## Objective
Leaving out every picture, retype the lines below from the top through the one that contains "string; links: string[]".
[Begin]
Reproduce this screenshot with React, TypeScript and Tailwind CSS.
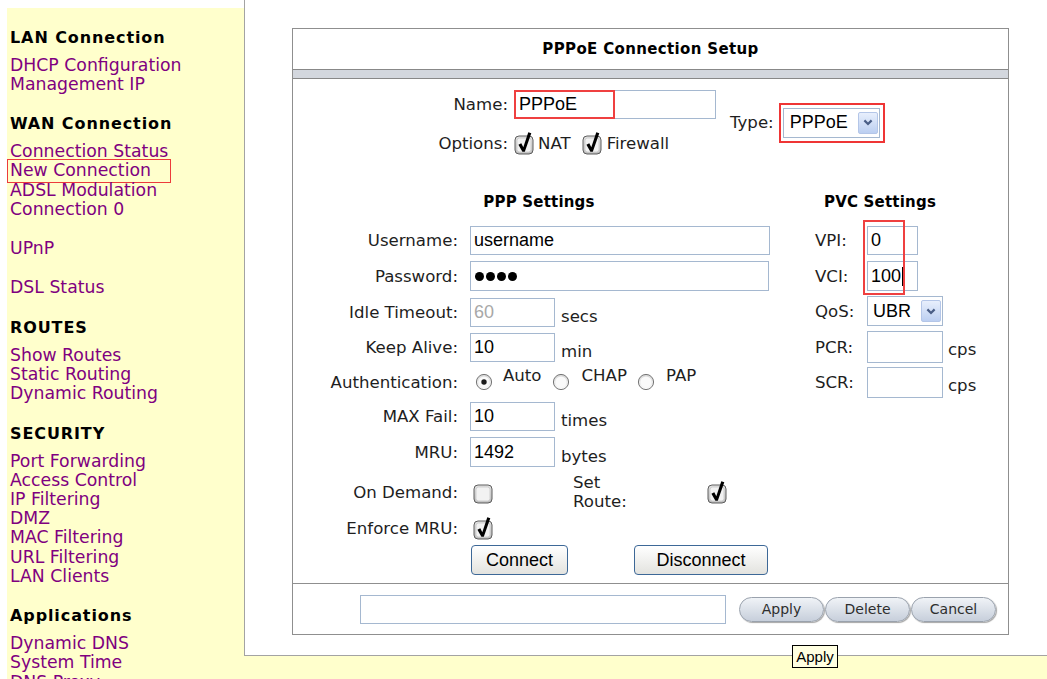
import React from "react";

const inputFont = "font-['Liberation_Sans',Arial,sans-serif]";

type NavGroup = { title?: string; links: string[] };

const nav: NavGroup[] = [
  { title: "LAN Connection", links: ["DHCP Configuration", "Management IP"] },
  {
    title: "WAN Connection",
    links: ["Connection Status", "New Connection", "ADSL Modulation", "Connection 0"],
  },
  { links: ["UPnP"] },
  { links: ["DSL Status"] },
  { title: "ROUTES", links: ["Show Routes", "Static Routing", "Dynamic Routing"] },
  {
    title: "SECURITY",
    links: [
      "Port Forwarding",
      "Access Control",
      "IP Filtering",
      "DMZ",
      "MAC Filtering",
      "URL Filtering",
      "LAN Clients",
    ],
  },
  { title: "Applications", links: ["Dynamic DNS", "System Time", "DNS Proxy"] },
];

function CheckBox({ checked }: { checked: boolean }) {
  return (
    <svg width="20" height="24" viewBox="0 0 20 24" className="block shrink-0">
      <defs>
        <linearGradient id="cbFill" x1="0" y1="0" x2="0" y2="1">
          <stop offset="0" stopColor="#e4e4e4" />
          <stop offset="1" stopColor="#b9b9b9" />
        </linearGradient>
      </defs>
      <rect x="1" y="5" width="18" height="18" rx="4" fill="url(#cbFill)" stroke="#5e5e5e" />
      <rect x="3" y="7" width="14" height="14" rx="2.5" fill="#f2f2f2" stroke="#cfcfcf" />
      {checked && (
        <path d="M4.4 13.8 L7.3 12.3 L9.3 16.2 L14.3 1.2 L17.3 2.2 L10.8 20.8 L8.4 20.8 Z" fill="#000" />
      )}
    </svg>
  );
}

function Radio({ on }: { on?: boolean }) {
  return (
    <svg width="18" height="18" viewBox="0 0 18 18" className="block shrink-0">
      <defs>
        <linearGradient id="rdFill" x1="0" y1="0" x2="0" y2="1">
          <stop offset="0" stopColor="#d6d6d6" />
          <stop offset="1" stopColor="#fbfbfb" />
        </linearGradient>
      </defs>
      <circle cx="9" cy="9" r="7.6" fill="url(#rdFill)" stroke="#767676" />
      <circle cx="9" cy="9" r="5.6" fill="#fafafa" />
      {on && <circle cx="9" cy="9" r="2.7" fill="#1c1c1c" />}
    </svg>
  );
}

function DropArrow() {
  return (
    <span className="flex h-[22px] w-[20px] items-center justify-center rounded-[2px] border border-[#b4c6e8] bg-linear-to-b from-[#e8effc] to-[#bccff1]">
      <svg width="10" height="7" viewBox="0 0 10 7">
        <path d="M1.4 1.4 L5 5 L8.6 1.4" fill="none" stroke="#4a5e86" strokeWidth="2.2" />
      </svg>
    </span>
  );
}

function Field({
  size,
  muted,
  children,
}: {
  size: string;
  muted?: boolean;
  children?: React.ReactNode;
}) {
  return (
    <div
      className={`flex shrink-0 items-center border border-[#a5b8d0] bg-white pl-[3px] text-[18px] ${
        muted ? "text-[#a8a8a8]" : "text-black"
      } ${inputFont} ${size}`}
    >
      {children}
    </div>
  );
}

function Select({ size, value }: { size: string; value: string }) {
  return (
    <div
      className={`flex shrink-0 items-center justify-between border border-[#a5b8d0] bg-white pr-[1px] text-[18px] text-black ${inputFont} ${size}`}
    >
      <span>{value}</span>
      <DropArrow />
    </div>
  );
}

function PppRow({
  label,
  className,
  children,
}: {
  label: string;
  className: string;
  children: React.ReactNode;
}) {
  return (
    <div className={`flex items-center ${className}`}>
      <span className="w-[165px] shrink-0 text-right">{label}</span>
      <div className="ml-[12px] flex h-full items-center">{children}</div>
    </div>
  );
}

function Unit({ children }: { children: React.ReactNode }) {
  return <span className="mb-[1px] ml-[6px] self-end leading-[19px]">{children}</span>;
}

function PvcRow({
  label,
  className,
  children,
}: {
  label: string;
  className: string;
  children: React.ReactNode;
}) {
  return (
    <div className={`flex items-center ${className}`}>
      <span className="w-[52px] shrink-0">{label}</span>
      <div className="flex h-full items-center">{children}</div>
    </div>
  );
}

function PillButton({ children }: { children: React.ReactNode }) {
  return (
    <div className="flex h-[25px] w-[85px] items-center justify-center rounded-full border border-[#9aa2ad] bg-linear-to-b from-[#f0f3f7] to-[#c7cfdb] text-[14px] text-[#2e2e2e] shadow-[1px_1px_1px_rgba(0,0,0,0.35)]">
      {children}
    </div>
  );
}

function PushButton({ width, children }: { width: string; children: React.ReactNode }) {
  return (
    <div
      className={`flex h-[30px] items-center justify-center rounded-[4px] border border-[#3d6897] bg-linear-to-b from-[#ffffff] to-[#e3e3df] text-[18px] text-black ${inputFont} ${width}`}
    >
      {children}
    </div>
  );
}

export default function App() {
  return (
    <div className="relative flex h-[679px] w-[1047px] overflow-hidden bg-white font-['DejaVu_Sans',Verdana,sans-serif] text-[16.6px] leading-[19px] text-[#1e1e1e]">
      {/* side menu */}
      <aside className="ml-[7px] mt-[8px] w-[237px] shrink-0 bg-[#ffffcc] pl-[3px] pt-[19.5px]">
        {nav.map((g, i) => (
          <div key={i} className={i === 0 ? "" : "mt-[20.2px]"}>
            {g.title && (
              <div className="mb-[8.8px] text-[16px] font-bold leading-[19.2px] tracking-[0.9px] text-black">
                {g.title}
              </div>
            )}
            {g.links.map((l) => (
              <div key={l} className="relative text-[17.3px] leading-[19.2px] text-[#800080]">
                {l}
                {l === "New Connection" && (
                  <span className="absolute left-[-3px] top-[-2px] h-[24px] w-[164px] border-[1.5px] border-[#ec3b3b]" />
                )}
              </div>
            ))}
          </div>
        ))}
      </aside>

      <div className="flex flex-1 flex-col">
        <main className="h-[656px] shrink-0 border-b border-l border-[#a3a3a3] bg-white pl-[47px] pt-[28px]">
          <div className="flex h-[607px] w-[717px] flex-col border border-[#8f8f8f]">
            <div className="flex h-[40px] items-center justify-center text-[15px] font-bold tracking-[0.35px] text-black">
              PPPoE Connection Setup
            </div>
            <div className="h-[10px] border-y border-[#888888] bg-[#d3d7de]" />

            {/* form body */}
            <div className="h-[504px] pt-[11px]">
              <div className="flex items-center pl-[127px]">
                <div className="flex flex-col">
                  <div className="flex h-[29px] items-center">
                    <span className="w-[88px] text-right">Name:</span>
                    <div className="relative ml-[6px]">
                      <Field size="w-[202px] h-[29px] pl-[4px]">PPPoE</Field>
                      <span className="absolute left-0 top-0 h-[29px] w-[101px] border-2 border-[#ef4040]" />
                    </div>
                  </div>
                  <div className="mt-[12px] flex h-[24px] items-center">
                    <span className="w-[88px] text-right">Options:</span>
                    <span className="ml-[6px]">
                      <CheckBox checked />
                    </span>
                    <span className="ml-[4px]">NAT</span>
                    <span className="ml-[11px]">
                      <CheckBox checked />
                    </span>
                    <span className="ml-[5px]">Firewall</span>
                  </div>
                </div>
                <span className="ml-[14px]">Type:</span>
                <div className="ml-[5px] border-2 border-[#ef3535] pb-[3px] pl-[2px] pr-[3px] pt-[3px]">
                  <Select size="w-[97px] h-[30px] pl-[6px]" value="PPPoE" />
                </div>
              </div>

              <div className="mt-[39px] flex text-[15px] font-bold leading-[17px] tracking-[0.2px] text-black">
                <div className="w-[492px] text-center">PPP Settings</div>
                <div className="w-[190px] text-center">PVC Settings</div>
              </div>

              <div className="mt-[15px] flex">
                {/* PPP settings */}
                <div className="w-[507px] shrink-0">
                  <PppRow label="Username:" className="h-[29px]">
                    <Field size="w-[300px] h-[29px]">username</Field>
                  </PppRow>
                  <PppRow label="Password:" className="mt-[6px] h-[30px]">
                    <Field size="w-[299px] h-[30px] pl-[4px] gap-[2px]">
                      <span className="h-[9px] w-[9px] rounded-full bg-black" />
                      <span className="h-[9px] w-[9px] rounded-full bg-black" />
                      <span className="h-[9px] w-[9px] rounded-full bg-black" />
                      <span className="h-[9px] w-[9px] rounded-full bg-black" />
                    </Field>
                  </PppRow>
                  <PppRow label="Idle Timeout:" className="mt-[7px] h-[29px]">
                    <Field size="w-[85px] h-[29px]" muted>
                      60
                    </Field>
                    <Unit>secs</Unit>
                  </PppRow>
                  <PppRow label="Keep Alive:" className="mt-[6px] h-[29px]">
                    <Field size="w-[85px] h-[29px]">10</Field>
                    <Unit>min</Unit>
                  </PppRow>
                  <PppRow label="Authentication:" className="mt-[5px] h-[30px]">
                    <span className="ml-[5px]">
                      <Radio on />
                    </span>
                    <span className="-mt-[1px] ml-[10px] self-start">Auto</span>
                    <span className="ml-[10px]">
                      <Radio />
                    </span>
                    <span className="-mt-[1px] ml-[12px] self-start">CHAP</span>
                    <span className="ml-[10px]">
                      <Radio />
                    </span>
                    <span className="-mt-[1px] ml-[11px] self-start">PAP</span>
                  </PppRow>
                  <PppRow label="MAX Fail:" className="mt-[5px] h-[29px]">
                    <Field size="w-[85px] h-[29px]">10</Field>
                    <Unit>times</Unit>
                  </PppRow>
                  <PppRow label="MRU:" className="mt-[6px] h-[30px]">
                    <Field size="w-[85px] h-[30px]">1492</Field>
                    <Unit>bytes</Unit>
                  </PppRow>
                  <PppRow label="On Demand:" className="mt-[6px] h-[38px]">
                    <span className="ml-[3px]">
                      <CheckBox checked={false} />
                    </span>
                    <span className="ml-[80px] w-[134px] leading-[19px]">
                      Set
                      <br />
                      Route:
                    </span>
                    <CheckBox checked />
                  </PppRow>
                  <PppRow label="Enforce MRU:" className="mt-[6px] h-[22px]">
                    <span className="ml-[3px]">
                      <CheckBox checked />
                    </span>
                  </PppRow>
                  <div className="mt-[6px] flex h-[30px] pl-[178px]">
                    <PushButton width="w-[97px]">Connect</PushButton>
                    <div className="ml-[66px]">
                      <PushButton width="w-[134px]">Disconnect</PushButton>
                    </div>
                  </div>
                </div>

                {/* PVC settings */}
                <div className="relative flex-1 pl-[15px]">
                  <PvcRow label="VPI:" className="h-[29px]">
                    <Field size="w-[51px] h-[29px]">0</Field>
                  </PvcRow>
                  <PvcRow label="VCI:" className="mt-[6px] h-[30px]">
                    <Field size="w-[51px] h-[30px]">
                      100
                      <span className="ml-[1px] h-[19px] w-[1px] bg-black" />
                    </Field>
                  </PvcRow>
                  <PvcRow label="QoS:" className="mt-[5px] h-[30px]">
                    <Select size="w-[76px] h-[30px] pl-[5px]" value="UBR" />
                  </PvcRow>
                  <PvcRow label="PCR:" className="mt-[5px] h-[32px]">
                    <Field size="w-[76px] h-[32px]" />
                    <span className="mb-[4px] ml-[5px] self-end">cps</span>
                  </PvcRow>
                  <PvcRow label="SCR:" className="mt-[4px] h-[31px]">
                    <Field size="w-[76px] h-[31px]" />
                    <span className="mb-[3px] ml-[5px] self-end">cps</span>
                  </PvcRow>
                  <span className="absolute left-[63px] top-[-6px] h-[75px] w-[42px] border-2 border-[#ef4040]" />
                </div>
              </div>
            </div>

            {/* footer */}
            <div className="flex h-[51px] items-center border-t border-[#8f8f8f] pl-[67px]">
              <Field size="w-[366px] h-[29px]" />
              <div className="ml-[13px] flex gap-[1px]">
                <PillButton>Apply</PillButton>
                <PillButton>Delete</PillButton>
                <PillButton>Cancel</PillButton>
              </div>
            </div>
          </div>
        </main>
        <div className="flex-1 bg-[#ffffcc]" />
      </div>

      {/* hover tip */}
      <div
        className={`absolute left-[792px] top-[645px] flex h-[23px] w-[46px] items-center justify-center border border-black bg-[#ffffe1] text-[15px] text-black ${inputFont}`}
      >
        Apply
      </div>
    </div>
  );
}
[End]
## Final result
Reproduce this screenshot with React, TypeScript and Tailwind CSS.
import React from "react";

const inputFont = "font-['Liberation_Sans',Arial,sans-serif]";

type NavGroup = { title?: string; links: string[] };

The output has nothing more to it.